One of the most popular choices for managed Kubernetes is Amazon Elastic Kubernetes Service (EKS). But as organizations expand the adoption of Amazon EKS, the number of K8s clusters and apps can lead to significant operational challenges, including observability, upgrade management, security, and developer productivity.

To address these challenges, a platform/site reliability engineering (SRE) team must look for scalable ways to securely manage all their EKS clusters across all accounts and regions.

Be it spot-based worker node provisioning, Amazon EKS Distro (EKS-D), or secure application deployment across multiple EKS clusters configured with private endpoints; platform teams need to centralize management to create a holistic approach to operating Kubernetes clusters on AWS.

This article covers ways teams can streamline the use of Amazon EKS and maximize the benefits of this robust Kubernetes management solution.

Filling the Operational Gap for Kubernetes

Enterprises trying to scale modern applications often encounter an “operational gap” between what their Kubernetes strategy enables and what their organization needs to thrive.
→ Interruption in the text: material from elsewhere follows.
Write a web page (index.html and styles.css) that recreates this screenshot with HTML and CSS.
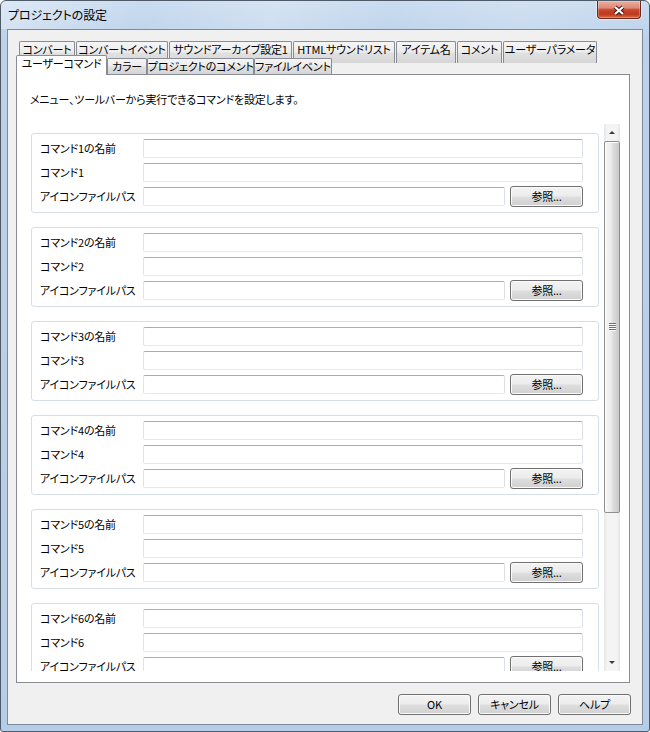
FILE: index.html
```html
<!DOCTYPE html>
<html lang="ja">
<head>
<meta charset="utf-8">
<title>プロジェクトの設定</title>
<link rel="stylesheet" href="styles.css">
</head>
<body>
<div class="window">
  <div class="titlebar">
    <span class="title">プロジェクトの設定</span>
    <div class="close">
      <svg width="42" height="18" viewBox="0 0 42 18">
        <path d="M17 6 L25 13 M25 6 L17 13" stroke="#3b1a14" stroke-width="4.2" fill="none"/>
        <path d="M17 6 L25 13 M25 6 L17 13" stroke="#ffffff" stroke-width="2.2" fill="none"/>
      </svg>
    </div>
  </div>
  <div class="client">
    <div class="tabs">
      <div class="tabrow row1">
        <div class="tab">コンバート</div>
        <div class="tab">コンバートイベント</div>
        <div class="tab">サウンドアーカイブ設定1</div>
        <div class="tab">HTMLサウンドリスト</div>
        <div class="tab">アイテム名</div>
        <div class="tab">コメント</div>
        <div class="tab">ユーザーパラメータ</div>
      </div>
      <div class="tabrow row2">
        <div class="tab sel">ユーザーコマンド</div>
        <div class="tab">カラー</div>
        <div class="tab">プロジェクトのコメント</div>
        <div class="tab">ファイルイベント</div>
      </div>
    </div>
    <div class="page">
      <p class="desc">メニュー、ツールバーから実行できるコマンドを設定します。</p>
      <div class="scrollarea">
        <div class="viewport">
          <div class="group">
            <span class="label">コマンド1の名前</span><div class="field"></div>
            <span class="label">コマンド1</span><div class="field"></div>
            <span class="label">アイコンファイルパス</span><div class="pathrow"><div class="field"></div><div class="btn">参照...</div></div>
          </div>
          <div class="group">
            <span class="label">コマンド2の名前</span><div class="field"></div>
            <span class="label">コマンド2</span><div class="field"></div>
            <span class="label">アイコンファイルパス</span><div class="pathrow"><div class="field"></div><div class="btn">参照...</div></div>
          </div>
          <div class="group">
            <span class="label">コマンド3の名前</span><div class="field"></div>
            <span class="label">コマンド3</span><div class="field"></div>
            <span class="label">アイコンファイルパス</span><div class="pathrow"><div class="field"></div><div class="btn">参照...</div></div>
          </div>
          <div class="group">
            <span class="label">コマンド4の名前</span><div class="field"></div>
            <span class="label">コマンド4</span><div class="field"></div>
            <span class="label">アイコンファイルパス</span><div class="pathrow"><div class="field"></div><div class="btn">参照...</div></div>
          </div>
          <div class="group">
            <span class="label">コマンド5の名前</span><div class="field"></div>
            <span class="label">コマンド5</span><div class="field"></div>
            <span class="label">アイコンファイルパス</span><div class="pathrow"><div class="field"></div><div class="btn">参照...</div></div>
          </div>
          <div class="group">
            <span class="label">コマンド6の名前</span><div class="field"></div>
            <span class="label">コマンド6</span><div class="field"></div>
            <span class="label">アイコンファイルパス</span><div class="pathrow"><div class="field"></div><div class="btn">参照...</div></div>
          </div>
        </div>
        <div class="sb">
          <div class="sb-arrow"><span class="tri-up"></span></div>
          <div class="sb-track"><div class="thumb"><span class="grip"></span></div></div>
          <div class="sb-arrow"><span class="tri-down"></span></div>
        </div>
      </div>
    </div>
    <div class="buttons">
      <div class="btn">OK</div>
      <div class="btn">キャンセル</div>
      <div class="btn">ヘルプ</div>
    </div>
  </div>
</div>
</body>
</html>
```

FILE: styles.css
```css
* { box-sizing: border-box; }
html, body { margin: 0; padding: 0; }
body {
  width: 650px;
  height: 732px;
  overflow: hidden;
  font-family: "Noto Sans CJK JP", "Noto Sans", sans-serif;
  font-size: 11px;
  letter-spacing: -0.2px;
  color: #000;
  font-feature-settings: "palt";
  background: #fff;
}
.window {
  width: 650px;
  height: 732px;
  border: 1px solid #4e5a67;
  border-radius: 6px 6px 3px 3px;
  background: linear-gradient(#cadcf0, #bcd2ea 40px, #b6cde7);
  padding: 0 6px 6px;
  display: flex;
  flex-direction: column;
  overflow: hidden;
}
.titlebar {
  height: 28px;
  margin: 0 -6px;
  padding: 0 8px 0 7px;
  display: flex;
  justify-content: space-between;
  align-items: flex-start;
  background: linear-gradient(100deg, rgba(255,255,255,0.35) 0, rgba(255,255,255,0) 22%, rgba(255,255,255,0.22) 42%, rgba(255,255,255,0) 60%, rgba(255,255,255,0.15) 80%, rgba(255,255,255,0) 100%);
}
.title {
  padding-top: 6px;
  line-height: 16px;
  font-size: 12px;
  letter-spacing: -0.1px;
}
.close {
  width: 44px;
  height: 19px;
  margin-top: -1px;
  border: 1px solid #6a271c;
  border-top-color: #8a4a3e;
  border-radius: 0 0 4px 4px;
  background: linear-gradient(#eab0a2, #dc8a76 40%, #c9472d 52%, #c0381f 78%, #d9713f);
  box-shadow: 0 0 0 1px rgba(255,255,255,0.45), inset 0 0 0 1px rgba(255,255,255,0.25);
  display: flex;
  align-items: center;
  justify-content: center;
}
.close svg { display: block; }
.client {
  flex: 1;
  background: #f0f0f0;
  border: 1px solid #7d8b99;
  display: flex;
  flex-direction: column;
}
.tabs {
  margin: 11px 0 0 8px;
  width: 614px;
}
.tabrow { display: flex; }
.tab {
  border: 1px solid #898c95;
  border-bottom: none;
  border-radius: 2px 2px 0 0;
  background: linear-gradient(#f5f5f5, #ededed 45%, #e0e0e0 55%, #d6d6d6);
  text-align: center;
  white-space: nowrap;
  overflow: hidden;
  flex: none;
}
.row1 { height: 22px; padding-left: 3px; }
.row1 .tab {
  height: 22px;
  line-height: 13px;
  padding-top: 1px;
  margin-right: 1px;
}
.row1 .tab:nth-child(1) { width: 56px; }
.row1 .tab:nth-child(2) { width: 92px; }
.row1 .tab:nth-child(3) { width: 123px; }
.row1 .tab:nth-child(4) { width: 102px; }
.row1 .tab:nth-child(5) { width: 60px; }
.row1 .tab:nth-child(6) { width: 45px; }
.row1 .tab:nth-child(7) { width: 94px; margin-right: 0; }
.row2 {
  height: 19px;
  margin-top: -8px;
  position: relative;
  z-index: 1;
  align-items: flex-end;
}
.row2 .tab {
  height: 16px;
  line-height: 14px;
}
.row2 .tab.sel {
  height: 20px;
  margin-bottom: -1px;
  padding-top: 1px;
  background: #fff;
  position: relative;
  z-index: 2;
  line-height: 13px;
  width: 91px;
}
.row2 .tab:nth-child(2) { width: 40px; }
.row2 .tab:nth-child(3) { width: 107px; }
.row2 .tab:nth-child(4) { width: 78px; }
.page {
  margin-left: 8px;
  width: 614px;
  height: 609px;
  border: 1px solid #898c95;
  background: #fff;
}
.desc {
  margin: 16px 0 0 13px;
  line-height: 16px;
}
.scrollarea {
  display: flex;
  width: 589px;
  height: 547px;
  margin: 17px 0 0 14px;
}
.viewport {
  flex: 1;
  overflow: hidden;
  padding-top: 9px;
}
.group {
  width: 568px;
  height: 80px;
  flex: none;
  border: 1px solid #d5dfe5;
  border-radius: 3px;
  margin-bottom: 14px;
  padding: 5px 15px 0 8px;
  display: grid;
  grid-template-columns: 103px 1fr;
  grid-template-rows: 19px 19px 19px;
  row-gap: 5px;
  align-items: center;
}
.label {
  line-height: 19px;
  white-space: nowrap;
}
.field {
  height: 19px;
  border: 1px solid;
  border-color: #abadb3 #dbdfe6 #e3e9ef #e2e3ea;
  border-radius: 2px;
  background: #fff;
}
.pathrow {
  display: flex;
  align-items: center;
  gap: 5px;
  height: 19px;
}
.pathrow .field { flex: 1; }
.btn {
  width: 73px;
  height: 21px;
  flex: none;
  border: 1px solid #707070;
  border-radius: 3px;
  background: linear-gradient(#f3f3f3, #ececec 48%, #dedede 52%, #d0d0d0);
  box-shadow: inset 0 0 0 1px #fbfbfb;
  text-align: center;
  line-height: 19px;
}
.sb {
  width: 16px;
  height: 547px;
  flex: none;
  display: flex;
  flex-direction: column;
  background: linear-gradient(to right, #e6e6e6, #f4f4f4 3px, #f4f4f4 13px, #e6e6e6);
}
.sb-arrow {
  height: 17px;
  flex: none;
  display: flex;
  align-items: center;
  justify-content: center;
}
.tri-up {
  width: 0;
  height: 0;
  border-left: 3px solid transparent;
  border-right: 3px solid transparent;
  border-bottom: 3px solid #3a3a3a;
}
.tri-down {
  width: 0;
  height: 0;
  border-left: 3px solid transparent;
  border-right: 3px solid transparent;
  border-top: 3px solid #3a3a3a;
}
.sb-track { flex: 1; }
.thumb {
  height: 372px;
  border: 1px solid #8f8f8f;
  border-radius: 2px;
  background: linear-gradient(to right, #f7f7f7, #ededed 40%, #dcdcdc 60%, #c9c9c9);
  box-shadow: inset 1px 1px 0 #ffffff;
  display: flex;
  align-items: center;
  justify-content: center;
}
.grip {
  width: 7px;
  height: 8px;
  background: repeating-linear-gradient(#707070 0 1px, #fcfcfc 1px 2px);
}
.buttons {
  display: flex;
  justify-content: flex-end;
  gap: 7px;
  margin-top: 11px;
  padding-right: 11px;
}
```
Three common factors largely drive this operational gap:

  1. Cluster scale where standardization becomes increasingly complicated and challenging as the number of clusters grows.
  2. Cluster geography, where a growing number of availability zones and AWS regions, makes managing applications and infrastructure increasingly difficult.
  3. Ensuring proper access, as more people in the organization see the benefits of K8s and want to use it, configuring and maintaining access control by cluster becomes unscalable.

For large enterprises using Kubernetes or a managed service like EKS, it is essential to enable the following capabilities to get the most out of the platform and help bridge these operational gaps. Let’s start by exploring these core areas and the important questions that come with them:

Automation

The key question to ask early on is this: “How can we streamline all the cluster and application deployments to keep up with the demands of the business?”

Enterprises operating multiple clusters often run into a common challenge of managing the life cycle of fleet(s) in parallel. The key is to create operational practices for automating cluster and application deployments, Kubernetes upgrades, and administrative tasks. This will reduce errors, increase productivity and deliver faster time to market for modern applications.

First, enable the power of continuous deployment from a GitOps operating model (implementing a version control system) to automatically deploy changes to Kubernetes clusters. Being able to create any number of pipelines consisting of multiple stages that can be executed sequentially, one after another, can help centralize every aspect of the process for managing both operations and development.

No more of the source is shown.